The timed loop must run at Ts (but in milliseconds), and this must also match the sample time of the signals you have going into or out of the transfer function. If you have mismatch, it might look like it works, but you might be injecting a lot of jitter on the signals.
04-06-2014 03:51 PM
Hi,
Thanks for the reply. You mentioned one way to realize a discrete transfer function in real-time LV is to rearrange the transfer function into a difference equation. Does that mean that we should eliminate using the discrete transfer function VI and instead use difference equations?
In my case, I have obtained a continuous-time transfer function for the control algorithm from simulations. I can easily convert the continuous transfer function into discrete transfer function in MATLAB or LabVIEW with a sample time of 1/4000 sec (my sampling freq. is 4000 Hz for signal acquiring, generating, and loop rate), and "first-order-hold" method, as I found this method provides almost identical discrete transfer function to the continuous one over the frequency band of [0-1000] Hz for my application.
I am also using the shift-register as suggested by you in the VI I attached in my previous post. Based on our discussion, could you please check my VI to see whether I am doing things right here?
Also, if the sample frequency of the discrete transfer function in the timed-loop is at multiple integers of the sampling rate (e.g. 12000 Hz for tranfer function and 4000 Hz for sampling rate, 12000=3*4000), would it somehow improve the resolution of the controller command?
Thanks very much for your consultation.
04-07-2014 01:51 PM
Hi friends
How would I implement a damper in a signal?
Thanks.
04-07-2014 03:21 PM
Hello mhmdi,
Sorry I can't open your VI (looks like it is a new version of LV than I have installed).

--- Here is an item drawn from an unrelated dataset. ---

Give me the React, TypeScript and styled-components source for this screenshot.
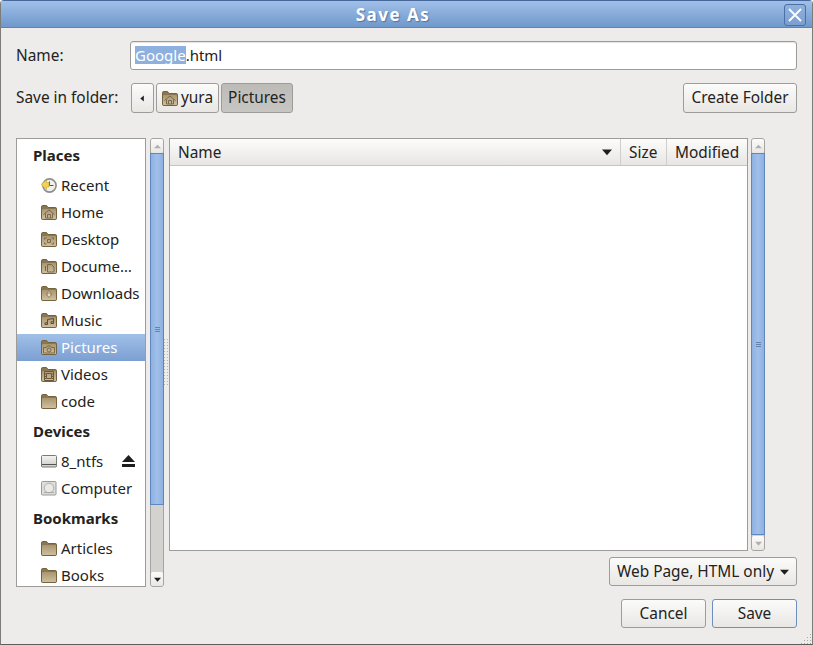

You're right - you don't need to convert to a difference equation if you have the CD&SIM Module which can take discrete time transfer functions directly. You don't need shift registers with this function, as it is effectively done internally. If you don't have CD&SIM discrete TF's can be implemented easily just in a timed (or while) loop with feedback nodes or shift registers to replicate each z-1 you need.
Some more ideas:
"if the sample frequency of the discrete transfer function in the timed-loop is at multiple integers of the sampling rate (e.g. 12000 Hz for tranfer function and 4000 Hz for sampling rate, 12000=3*4000), would it somehow improve the resolution of the controller command?"
This could actually make things worse - but depends on your transfer function if it is a problem. Think about it this way - in the scenario you state the input signal going into the Discrete TF will only change once in every three samples, that means if your transfer function includes a 1-z^(-1) factor (i.e. a derivative) - that will be zero for two samples then jump up for the next sample. You'll observe a very jittery/noisy signal, but the noise is due to samples not being correct. This will also occur if the sample times are very similar but go in and out of sync where you may get the occassional sample that is the same and hence the occassional zero in the TF.
In an application I had we had problems trying to get the data coming into a timed loop and the timed loop itself synchronise, and before it was fixed the control signal was very jittery.
03-11-2015 10:16 AM
How would you implement a negative feedback with the CD & SIM Module? It doesn't seem to have such functionality.
03-11-2015 07:06 PM
Yes it does.
Control and Simulation | Control Design | Model Interconnection | CD Feeback.VI
Plenty of info in Help file to take you from there ....
03-11-2015 08:31 PM - edited 03-11-2015 08:33 PM
Well it doesn't seem compatible with the "Discrete Transfer Function" and other stuff available on the CD & SIM Module.
I used the Gain functionality in a reverse scenario as attached. Not sure if this accurately does what I intend it to do even though initial testing seems to show it's somewhat working. Please take a look at my VI. The control block diagram is also attached in the pdf format.